Nakahira would go on to remake Crazed Fruit in 1968 as Summer Heat (Kuang lian shi) featuring a cast of Hong Kong actors and filmed in color as opposed to the shimmering black and white cinematography of the original. He also even directed a few films for the Hong Kong based Shaw Brothers such as Trapeze Girl (Fei tian nu lang, 1967) starring Yin Fang as a young runaway who joins the circus.
Some final comments about The Assignation: The movie is highlighted by a jazzy, drum-propelled score by Toshiro Mayuzumi (an Oscar nominee for John Huston’s The Bible: In the Beginning…) that racks up the suspense in a feature with a running time of less than seventy-five minutes. The two main performances by Takao Ito and Yoko Katsuragi are particularly memorable though the actors were at different stages in their careers. This was the debut film for Ito, who would go on to become a key supporting player in period costume dramas like The Gambling Samurai (1964), Zatoichi Challenged (1967) and The Battle of Manchuria (1970). Unlike Ito, Katsuragi was at the end of her career. She would only make three more features before retiring in 1963 but her earlier career was distinguished by such significant Japanese films as Yasujiro Ozu’s Early Spring (1949), Akira Kurosawa’s Scandal (1950) and Masaki Kobayashi’s crime drama Black River (1957).

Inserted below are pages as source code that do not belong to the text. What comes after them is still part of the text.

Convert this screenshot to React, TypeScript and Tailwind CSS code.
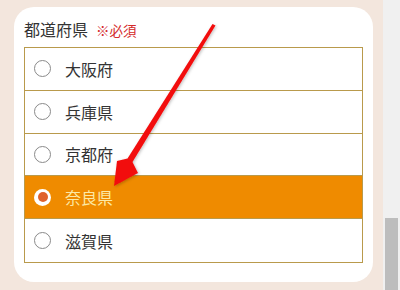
import React from "react";

const items = ["大阪府", "兵庫県", "京都府", "奈良県", "滋賀県"];
const selected = 3;

export default function App() {
  return (
    <div
      className="relative flex w-[400px] h-[290px] overflow-hidden"
      style={{ fontFamily: '"Noto Sans CJK JP", "Noto Sans", sans-serif' }}
    >
      <div className="w-[383px] h-full bg-[#f3e6dd] pt-[7px] pl-[14px]">
        <div className="w-[359px] h-[275px] rounded-[20px] bg-white px-[10px] pt-[12px]">
          <div className="flex items-baseline h-[20px] leading-[20px] mb-[8px]">
            <span className="text-[16px] text-[#333333]">都道府県</span>
            <span className="ml-[8px] text-[13.5px] text-[#d42a2a]">※必須</span>
          </div>
          <div className="border border-[#b99a4c] w-[339px]">
            {items.map((name, i) => {
              const sel = i === selected;
              return (
                <div
                  key={name}
                  className={
                    "flex items-center h-[42.8px] pl-[9px] " +
                    (i < items.length - 1 ? "border-b border-[#b99a4c] " : "") +
                    (sel ? "bg-[#ef8b00]" : "bg-white")
                  }
                >
                  {sel ? (
                    <span className="flex items-center justify-center w-[17px] h-[17px] rounded-full bg-white">
                      <span className="w-[10px] h-[10px] rounded-full bg-[#e0622c]" />
                    </span>
                  ) : (
                    <span className="w-[17px] h-[17px] rounded-full border border-[#8a8a8a] bg-white" />
                  )}
                  <span
                    className={
                      "ml-[14px] text-[16px] leading-[20px] " +
                      (sel ? "text-[#fce9a6]" : "text-[#333333]")
                    }
                  >
                    {name}
                  </span>
                </div>
              );
            })}
          </div>
        </div>
      </div>
      <div className="flex flex-col w-[17px] h-full bg-[#f0f0f0]">
        <div className="h-[218px]" />
        <div className="ml-[2px] w-[13px] flex-1 bg-[#bdbdbd]" />
      </div>
      <svg
        className="absolute left-0 top-0 pointer-events-none"
        width="400"
        height="290"
        viewBox="0 0 400 290"
      >
        <defs>
          <filter id="sh" x="-20%" y="-20%" width="140%" height="140%">
            <feDropShadow dx="1" dy="1" stdDeviation="1.5" floodColor="#000" floodOpacity="0.25" />
          </filter>
        </defs>
        <polygon
          filter="url(#sh)"
          fill="#f20d0d"
          points="212.5,24 215.5,25.5 132.5,162 138,173 114,186 117,161 127.5,158.5"
        />
      </svg>
    </div>
  );
}
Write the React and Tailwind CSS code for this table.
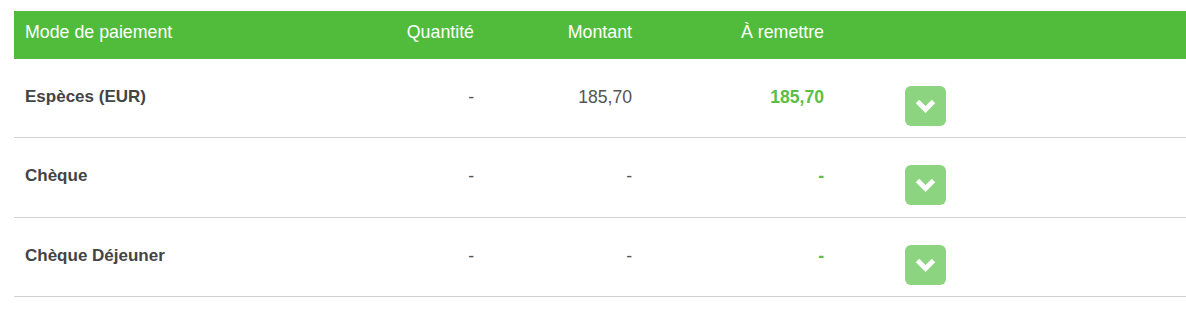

A few of Nakahira’s films are available on DVD such as Crazed Fruit, the action-adventure Danger Pays (Yabai koto nara zeni ni naru) and Summer Heat but The Assignation does not exist on any authorized format in the U.S. European Trash Cinema carries a nice looking DVD-R but wouldn’t it be great to see The Criterion Collection or some enterprising distributor release a box set of Nakahira’s early work on blu-ray in the near future?